Most of all though, I love that it makes me slow down.


I told you that the Man and the kids gave me a french press coffee mug for Mother's Day--or maybe I didn't tell you, but the point is that they did. We've been doing Keurig coffee for the last year and a half, and while I appreciate that I can make a cup of coffee while juggling screaming twins, I've missed real coffee and I've missed the experience of brewing my own cup: slowly, methodically, with pride and care.



Anyone can jam a plastic cup into a machine and push a button--and there's no shame in that--there are seasons. But sometimes we forget that food (and coffee) is meant to be more than just a check mark along the way. Feeding ourselves, and I mean this in more than just a literal sense, is supposed to be art. And by nature, art must be purposeful. Art must be made with care. Art must be created in a culture of slowness.

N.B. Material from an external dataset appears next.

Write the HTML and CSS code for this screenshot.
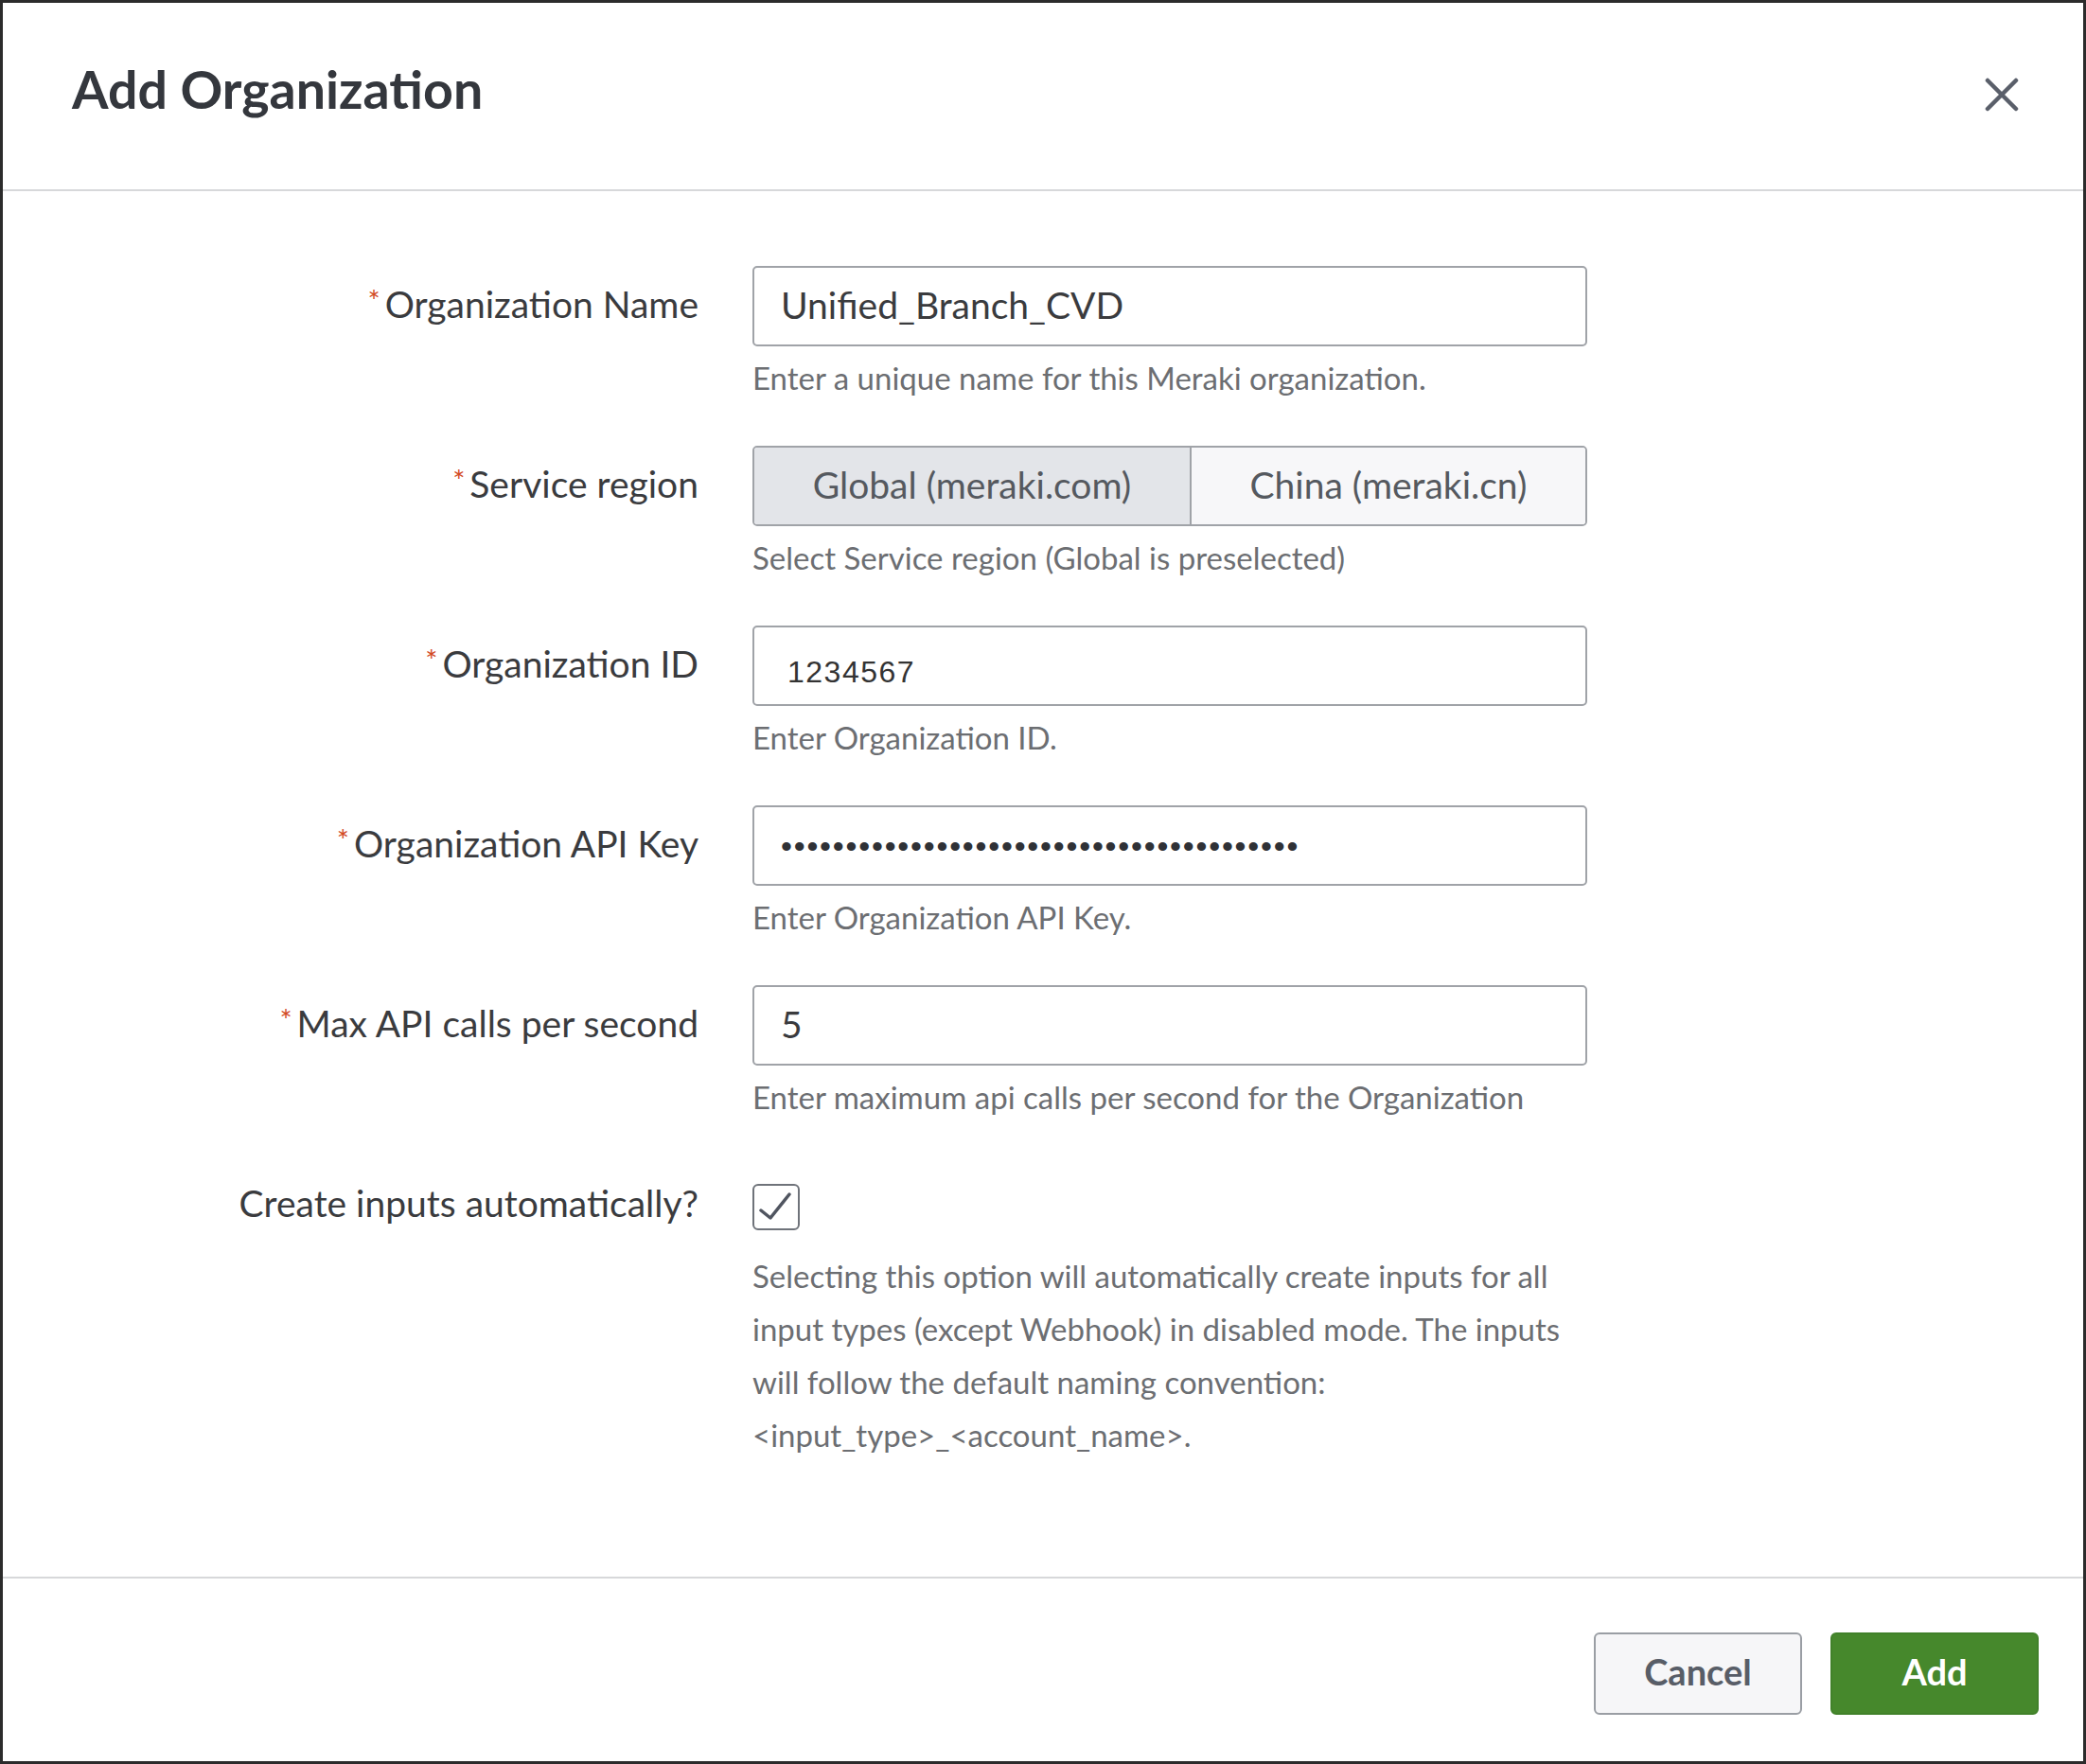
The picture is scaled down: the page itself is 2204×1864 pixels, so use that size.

I cannot slow down everything in my life. It's just not practical. But I can pick and choose the areas where I want to use a little more care. I still have the occasional mug of decaf that I didn't grind and brew by hand. I still do the bulk of our shopping at Costco and the commissary. Maybe one day I will have the time and money so that I don't have to.


But for right now, it's enough that I can take a little step towards purposefulness and slowing down and art and allow my family do so alongside me.


Smell this. Taste that. Look at these. I want those words to be in my family's lexicon. That only happens when I make the choice to slow and enjoy the bounty God has given, whether that be fresh ground coffee beans or a handful of lavender Tiny just paid 6 quarters for.